With that fiery backdrop in our mind, in our conversation, I’d like to explore some of the reasons why this theological position elicits such strong feelings and to offer you the opportunity to provide a response.
But first, we should begin with definitions. Could you define Calvinism? And as you do, please give special attention to the Calvinistic doctrine of election.
GB: Randal, it’s my pleasure. I get the golden opportunity to come across as defending a monstrous idol and a perversion of the Gospel? What could go wrong? For good measure, I should point out that the concept of God in non-Calvinism too has been called all sorts of names, if not by Calvinists, at least by Richard Dawkins who puts you and me in the same bag, as defenders of the “capriciously malevolent bully”. See, if I’m going down, I’m taking you down with me.
Now, more seriously, what is (actually) meant by a “Calvinist concept of God”? Named after the French reformer John Calvin, this theological viewpoint is not concerned with everything Calvin believed, but it more specifically refers to his views on God’s sovereignty over human free will. It’s a longstanding puzzle in theology and in philosophy of religion: if God sovereignly controls human choices, how are those choices free? and if human choices are free, how could God be said to sovereignly control them?
The Calvinist, motivated by strong scriptural affirmations that God is in control of everything that happens (the good and the bad), places the premium on divine providence in that area.
More specifically, there are two things people typically have in mind when they speak of “Calvinism”: there is Calvinist soteriology, and Calvinist determinism. That helpful distinction is made by Daniel Johnson and David Alexander in their recent volume Calvinism and the problem of Evil (Pickwick, 2016).
Calvinist soteriology is a set of theses about how God sovereignly saves sinners. Sometimes gathered under the helpful acronym T.U.L.I.P., they are called the “five points of Calvinism”, and affirm:
- That all humans are born spiritually dead in sin and incapable of coming to faith unless the Holy Spirit opens their heart and draws them (that is Total depravity)
- That those humans who do come to saving faith in Jesus and are saved, only do so because God has elected to sovereignly and graciously save them, not because of anything he saw in them, not even foreseen faith. (that is Unconditional election)
- That Jesus died on the cross to pay the penalty for the sins of these elect, and not for others. (that is Limited atonement)
- That when God extends his saving grace to those whom he has elected, they necessarily and irresistibly come to saving faith. (that is Irresistible grace)
- And that God not only secures that his elect will come to saving faith, but also that they will remain in the faith until the end. Once a believer comes to genuine, saving faith, he will never depart, because God graciously keeps him in the faith. (that is Perseverance of the saints)

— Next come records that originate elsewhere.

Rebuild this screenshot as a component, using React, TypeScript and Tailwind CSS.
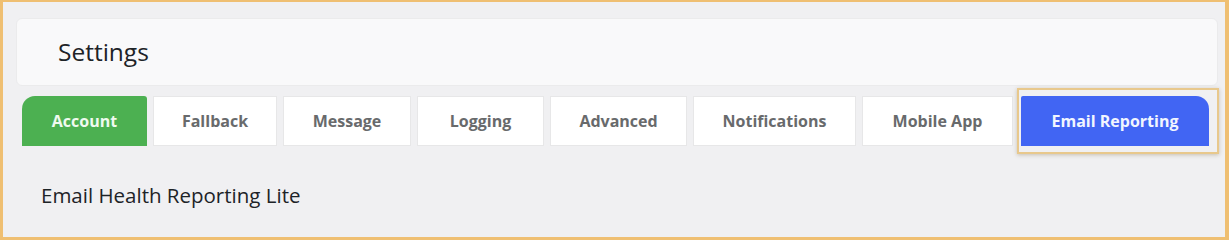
const tabs = [
  { label: "Account", w: "w-[125px]", kind: "green" },
  { label: "Fallback", w: "w-[124px]", kind: "plain" },
  { label: "Message", w: "w-[128px]", kind: "plain" },
  { label: "Logging", w: "w-[127px]", kind: "plain" },
  { label: "Advanced", w: "w-[137px]", kind: "plain" },
  { label: "Notifications", w: "w-[163px]", kind: "plain" },
  { label: "Mobile App", w: "w-[151px]", kind: "plain" },
];

export default function App() {
  return (
    <div
      className="w-[1229px] h-[240px] border-[3px] border-t-2 border-r-[4px] border-[#efbf72] bg-[#f0f0f2] overflow-hidden"
      style={{ fontFamily: '"Open Sans", "Noto Sans", sans-serif' }}
    >
      {/* page header */}
      <div className="pt-[16px] pl-[13px] pr-[7px]">
        <div className="h-[68px] rounded-md bg-[#f9f9fa] border border-[#ebebec] flex items-center pl-[41px]">
          <h1 className="text-[24.5px] leading-none text-[#1d2327]">Settings</h1>
        </div>
      </div>

      {/* tabs */}
      <div className="flex items-stretch gap-[6px] mt-[10px] ml-[19px] h-[50px]">
        {tabs.map((t) =>
          t.kind === "green" ? (
            <div
              key={t.label}
              className={`${t.w} flex items-center justify-center rounded-tl-[13px] rounded-tr-[3px] bg-[#4cb051] text-[16px] font-bold text-[#effaef]`}
            >
              {t.label}
            </div>
          ) : (
            <div
              key={t.label}
              className={`${t.w} flex items-center justify-center bg-white border border-[#e7e7e8] text-[16px] font-bold text-[#686a6c]`}
            >
              {t.label}
            </div>
          )
        )}
        <div className="relative ml-[2px]">
          <span className="absolute -left-[4px] -top-[8px] -right-[10px] -bottom-[8px] border-2 border-[#e8c88c] shadow-[0_1px_4px_rgba(120,100,60,0.35)]" />
          <div className="relative w-[188px] h-full flex items-center justify-center rounded-tr-[13px] rounded-tl-[2px] bg-[#4165f3] text-[16px] font-bold text-[#f1f6ff]">
            Email Reporting
          </div>
        </div>
      </div>

      {/* section title */}
      <div className="mt-[35px] ml-[38px]">
        <h2 className="text-[20.5px] font-medium leading-[28px] text-[#1d2327]">
          Email Health Reporting Lite
        </h2>
      </div>
    </div>
  );
}
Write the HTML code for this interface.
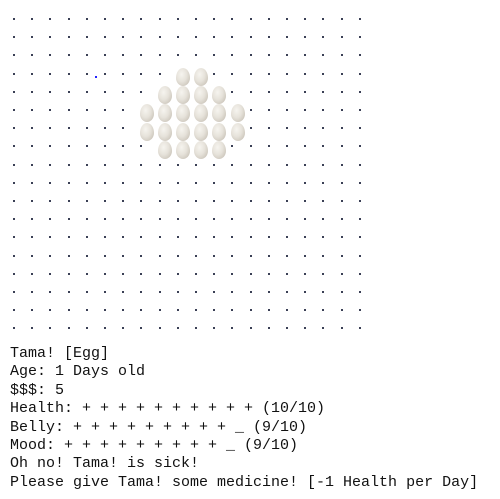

That’s for Calvinist soteriology. And we can quibble over some of the best words to say these things, but I as a Calvinist basically affirm all of that.
And then there is Calvinist determinism. It is a more philosophical affirmation about the metaphysics of human free will. It is taking a position in another long-standing philosophical debate: are human choices determined by antecedent factors, or are they free in such a way that their outcome remains undetermined? Calvinist determinists say that God indeed sovereignly determines the outcome of human choices…And that there is nothing wrong with that! (the defense of which is the burden of my book Excusing Sinners and Blaming God.)
Many Calvinists (though not all), believe as I do, that Calvinist soteriology—at least unconditional election and irresistible grace if not perseverance of the saints—requires Calvinist determinism. We don’t necessarily need to resolve that question here, as I personally affirm both: Calvinist soteriology and Calvinist determinism.
There. It’s probably much more than you asked for on mere definitions, but at least it’s all clear what we’re talking about.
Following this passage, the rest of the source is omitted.